Kargil should not have happened if the spirit of Tashkent, Simla and Lahore had prevailed. But since that spirit has always encountered a hostile environment in Pakistan, many more Kargils are likely to arise from the dust of the past.

Tackling the fundamentals is not easy. For the US the guiding consideration may well be whether it will be cost effective for itself. But will a barren exercise of a dialogue ensure the safety of its interest, short term as well as long term, in the region? Like the problem in West Asia between the Israelis and Palestinians, which now hinges on philosophical issues rather than territorial, the problems between India and Pakistan are also assuming a philosophical veneer.

A philosophical approach is, thus, necessary. If peace is the ultimate US objective in the region, it may ponder over what kind of philosophical approach may prove most suitable.

Any philosophical consideration must begin by questioning the continued application of the two nation theory to problems with India by Pakistan. The two nation theory, used as an expedient tool for creating Pakistan, has long since served its purpose and has no relevance today. Many voices in Pakistan in recent times have also questioned the sanity of this theory and even its original application for nation forming.
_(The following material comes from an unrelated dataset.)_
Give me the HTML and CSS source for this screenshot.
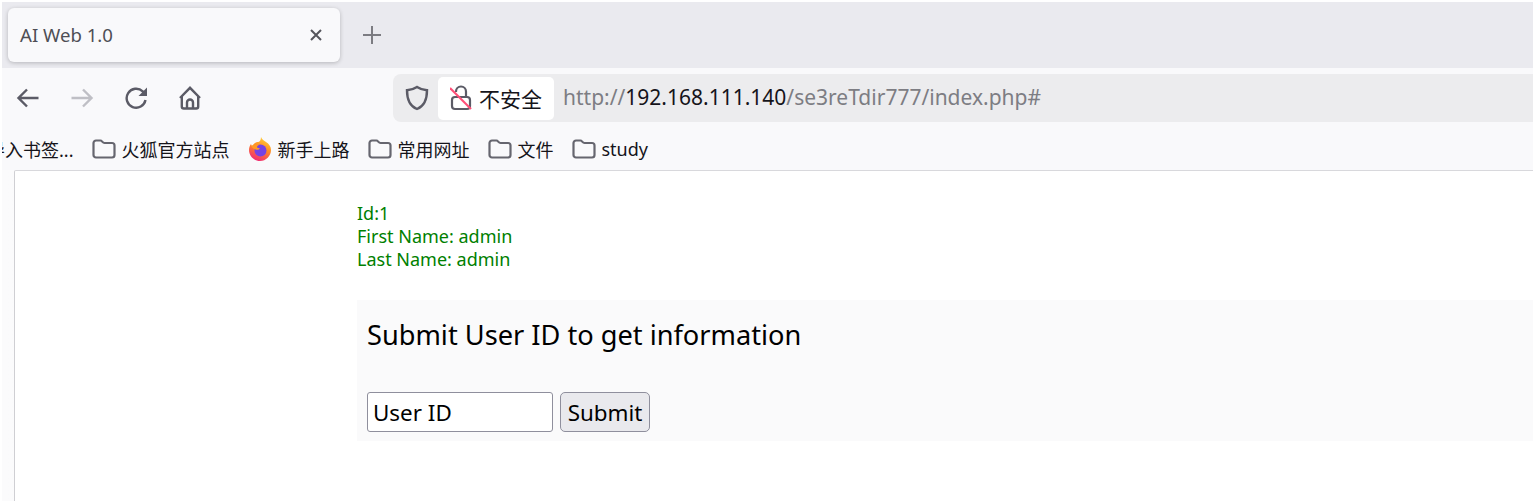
FILE: index.html
```html
<!DOCTYPE html>
<html lang="en">
<head>
    <meta charset="UTF-8">
    <meta name="viewport" content="width=device-width, initial-scale=1.0">
    <title>AI Web 1.0</title>
    <link rel="stylesheet" href="styles.css">
</head>
<body>
    <div class="browser">
        <div class="tab-bar">
            <div class="tab">
                <span class="tab-title">AI Web 1.0</span>
                <svg class="tab-close" width="14" height="14" viewBox="0 0 14 14"><path d="M2 2l10 10M12 2L2 12"/></svg>
            </div>
            <svg class="tab-new" width="20" height="20" viewBox="0 0 20 20"><path d="M10 1v18M1 10h18"/></svg>
        </div>

        <div class="toolbar">
            <div class="nav-buttons">
                <svg class="icon" width="24" height="24" viewBox="0 0 24 24"><path d="M22.500 12H2.500M11 3.500L2.500 12l8.500 8.500"/></svg>
                <svg class="icon disabled" width="24" height="24" viewBox="0 0 24 24"><path d="M1.500 12h20M13 3.500l8.500 8.500-8.500 8.500"/></svg>
                <svg class="icon reload" width="24" height="24" viewBox="0 0 24 24"><path d="M20.500 14a9.500 9.500 0 1 1-2.800-8.700l2.300 2.300"/><path class="solid" d="M22 1.500V10h-8.500z"/></svg>
                <svg class="icon" width="24" height="24" viewBox="0 0 24 24"><path d="M2 12L12 1.800 22 12M3.800 10.500v10a2 2 0 0 0 2 2h12.400a2 2 0 0 0 2-2v-10M9 22.500v-6a3 3 0 0 1 6 0v6"/></svg>
            </div>
            <div class="url-bar">
                <svg class="icon shield" width="24" height="26" viewBox="0 0 24 26"><path d="M12 2c3 2 6 3 10 3.200 0 8-1.500 15.500-10 18.800C3.500 20.700 2 13.200 2 5.200 6 5 9 4 12 2z"/></svg>
                <div class="not-secure">
                    <svg class="lock" width="22" height="26" viewBox="0 0 22 26">
                        <path d="M6 7V6.500a5 5 0 0 1 10 0V12"/>
                        <rect x="2" y="12" width="18" height="12" rx="3"/>
                        <path class="slash" d="M0 3l21 21"/>
                    </svg>
                    <span>不安全</span>
                </div>
                <div class="url"><span class="dim">http://</span>192.168.111.140<span class="dim">/se3reTdir777/index.php#</span></div>
            </div>
        </div>

        <div class="bookmarks">
            <span class="bookmark cut">导入书签...</span>
            <span class="bookmark">
                <svg class="folder" width="24" height="20" viewBox="0 0 24 20"><path d="M1.500 4a2.500 2.500 0 0 1 2.500-2.500h4.500c1.500 0 2 2.500 4 2.500H20a2.500 2.500 0 0 1 2.500 2.500V16a2.500 2.500 0 0 1-2.500 2.500H4A2.500 2.500 0 0 1 1.500 16z"/></svg>
                火狐官方站点
            </span>
            <span class="bookmark">
                <svg class="firefox" width="24" height="24" viewBox="0 0 24 24">
                    <defs>
                        <linearGradient id="fx" x1="0.7" y1="0" x2="0.3" y2="1">
                            <stop offset="0" stop-color="#ffd43a"/>
                            <stop offset="0.45" stop-color="#ff8a24"/>
                            <stop offset="1" stop-color="#f0267a"/>
                        </linearGradient>
                    </defs>
                    <path fill="url(#fx)" d="M13 0c1 2.500 3 3.500 5 5 3 2 5 4.500 5 8 0 6-5 11-11 11S1 19 1 13c0-2.500.8-4.500 2-6 .2 1 .6 1.700 1.300 2.200C5.500 6.500 8 5 10 5c1.500 0 3-1.500 3-5z"/>
                    <circle cx="12.500" cy="13.500" r="6" fill="#7542e5"/>
                    <path fill="#ff9a24" d="M3 9c2-1.500 5-2 8-1-1.500.5-2 1.500-2 2.500 1 .5 2 .5 3 1-1 1.500-3 1.500-4.500 1C6 12 4 11 3 9z"/>
                </svg>
                新手上路
            </span>
            <span class="bookmark">
                <svg class="folder" width="24" height="20" viewBox="0 0 24 20"><path d="M1.500 4a2.500 2.500 0 0 1 2.500-2.500h4.500c1.500 0 2 2.500 4 2.500H20a2.500 2.500 0 0 1 2.500 2.500V16a2.500 2.500 0 0 1-2.500 2.500H4A2.500 2.500 0 0 1 1.500 16z"/></svg>
                常用网址
            </span>
            <span class="bookmark">
                <svg class="folder" width="24" height="20" viewBox="0 0 24 20"><path d="M1.500 4a2.500 2.500 0 0 1 2.500-2.500h4.500c1.500 0 2 2.500 4 2.500H20a2.500 2.500 0 0 1 2.500 2.500V16a2.500 2.500 0 0 1-2.500 2.500H4A2.500 2.500 0 0 1 1.500 16z"/></svg>
                文件
            </span>
            <span class="bookmark">
                <svg class="folder" width="24" height="20" viewBox="0 0 24 20"><path d="M1.500 4a2.500 2.500 0 0 1 2.500-2.500h4.500c1.500 0 2 2.500 4 2.500H20a2.500 2.500 0 0 1 2.500 2.500V16a2.500 2.500 0 0 1-2.500 2.500H4A2.500 2.500 0 0 1 1.500 16z"/></svg>
                study
            </span>
        </div>

        <div class="viewport">
            <div class="page">
                <div class="result">
                    Id:1<br>
                    First Name: admin<br>
                    Last Name: admin
                </div>
                <form class="lookup" action="#">
                    <h3>Submit User ID to get information</h3>
                    <div class="lookup-row">
                        <input class="user-id" type="text" placeholder="User ID">
                        <button class="submit-btn" type="button">Submit</button>
                    </div>
                </form>
            </div>
        </div>
    </div>
</body>
</html>
```

FILE: styles.css
```css
html, body {
    height: 100%;
}

body {
    margin: 0;
    overflow: hidden;
    background: #fff;
    font-family: "Noto Sans", "Noto Sans CJK SC", sans-serif;
}

.browser {
    height: 499px;
    margin: 2px 2px 0 2px;
    display: flex;
    flex-direction: column;
    background: #f9f9fb;
}

/* tabs */
.tab-bar {
    height: 66px;
    flex: none;
    display: flex;
    align-items: center;
    background: #eaeaef;
}

.tab {
    width: 332px;
    height: 54px;
    margin: 0 0 0 6px;
    padding: 0 17px 0 12px;
    box-sizing: border-box;
    display: flex;
    align-items: center;
    justify-content: space-between;
    background: #f9f9fb;
    border-radius: 6px;
    box-shadow: 0 1px 4px rgba(0, 0, 0, 0.22);
}

.tab-title {
    margin-bottom: 2px;
    font-size: 18.6px;
    color: #4e4e55;
}

.tab-close path {
    fill: none;
    stroke: #55555c;
    stroke-width: 2;
}

.tab-new {
    margin-left: 22px;
}

.tab-new path {
    fill: none;
    stroke: #7c7c82;
    stroke-width: 2;
}

/* toolbar */
.toolbar {
    height: 55px;
    flex: none;
    display: flex;
    align-items: flex-start;
}

.nav-buttons {
    width: 391px;
    height: 60px;
    padding-left: 14px;
    box-sizing: border-box;
    display: flex;
    align-items: center;
    gap: 30px;
}

.icon {
    flex: none;
}

.icon path {
    fill: none;
    stroke: #5b5b66;
    stroke-width: 2.4;
}

.icon path.solid {
    fill: #5b5b66;
    stroke: none;
}

.icon.disabled path {
    stroke: #bfbfc5;
}

.icon.reload {
    margin: 0 -1px 0 1px;
}

.url-bar {
    flex: 1;
    height: 48px;
    margin-top: 6px;
    display: flex;
    align-items: center;
    background: #ececee;
    border-radius: 8px 0 0 8px;
}

.shield {
    margin-left: 12px;
}

.not-secure {
    width: 116px;
    height: 43px;
    margin-left: 9px;
    display: flex;
    align-items: center;
    gap: 7px;
    padding-left: 12px;
    box-sizing: border-box;
    background: #fff;
    border-radius: 5px;
    font-size: 21px;
    color: #15141a;
}

.lock path, .lock rect {
    fill: none;
    stroke: #5b5b66;
    stroke-width: 2.2;
}

.lock path.slash {
    stroke: #ff4f78;
}

.url {
    margin: 0 0 2px 9px;
    font-size: 21px;
    color: #15141a;
    white-space: nowrap;
}

.dim {
    color: #7d7d83;
}

/* bookmarks */
.bookmarks {
    height: 47px;
    padding-top: 5px;
    flex: none;
    display: flex;
    align-items: center;
    overflow: hidden;
    font-size: 18px;
    color: #15141a;
    box-sizing: border-box;
}

.bookmark {
    display: flex;
    align-items: center;
    gap: 5px;
    margin-right: 19px;
    white-space: nowrap;
}

.bookmark.cut {
    margin-left: -15px;
}

.folder path {
    fill: none;
    stroke: #66666f;
    stroke-width: 2.2;
}

/* page */
.viewport {
    flex: 1;
    padding-left: 12px;
    display: flex;
    background: linear-gradient(90deg, #fbfbfc, #f3f3f5 85%, #e6e6e9);
}

.page {
    flex: 1;
    background: #fff;
    border-top: 1px solid #d8d8dc;
    border-left: 1px solid #cfcfd3;
    border-top-left-radius: 2px;
    padding: 31px 0 0 342px;
    box-sizing: border-box;
    font-family: "Noto Sans", sans-serif;
}

.result {
    font-size: 18px;
    line-height: 23px;
    color: #008000;
}

.lookup {
    margin-top: 29px;
    padding: 0 10px 9px;
    height: 141px;
    box-sizing: border-box;
    background: #fafafb;
}

.lookup h3 {
    margin: 0;
    padding-top: 16px;
    height: 92px;
    box-sizing: border-box;
    font-size: 27.2px;
    font-weight: 400;
    line-height: 38px;
    color: #000;
}

.lookup-row {
    display: flex;
    gap: 7px;
}

.user-id {
    width: 186px;
    height: 40px;
    padding: 0 5px;
    box-sizing: border-box;
    border: 1px solid #8f8f9d;
    border-radius: 3px;
    background: #fff;
    font: 22.400px "Noto Sans", sans-serif;
}

.user-id::placeholder {
    color: #000;
    opacity: 1;
}

.submit-btn {
    width: 90px;
    height: 40px;
    padding: 0;
    border: 1px solid #8f8f9d;
    border-radius: 5px;
    background: #e9e9ed;
    font: 22.400px "Noto Sans", sans-serif;
    color: #000;
}
```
This theory does not allow Pakistan to come to terms with India’s secularism. It is this theory that paved the way for religion, politics, governance and state to get intermixed in an unholy medley in Pakistan. The ideology of a nation does not have to be static. If it fails to serve any purpose any more, it is advisable to revise it. Perhaps, that is the more relevant challenge which should be engaging US attention.

A former Indian Police Service officer, A K Verma served as director, Research and Analysis Wing, India's external intelligence agency, in 1987.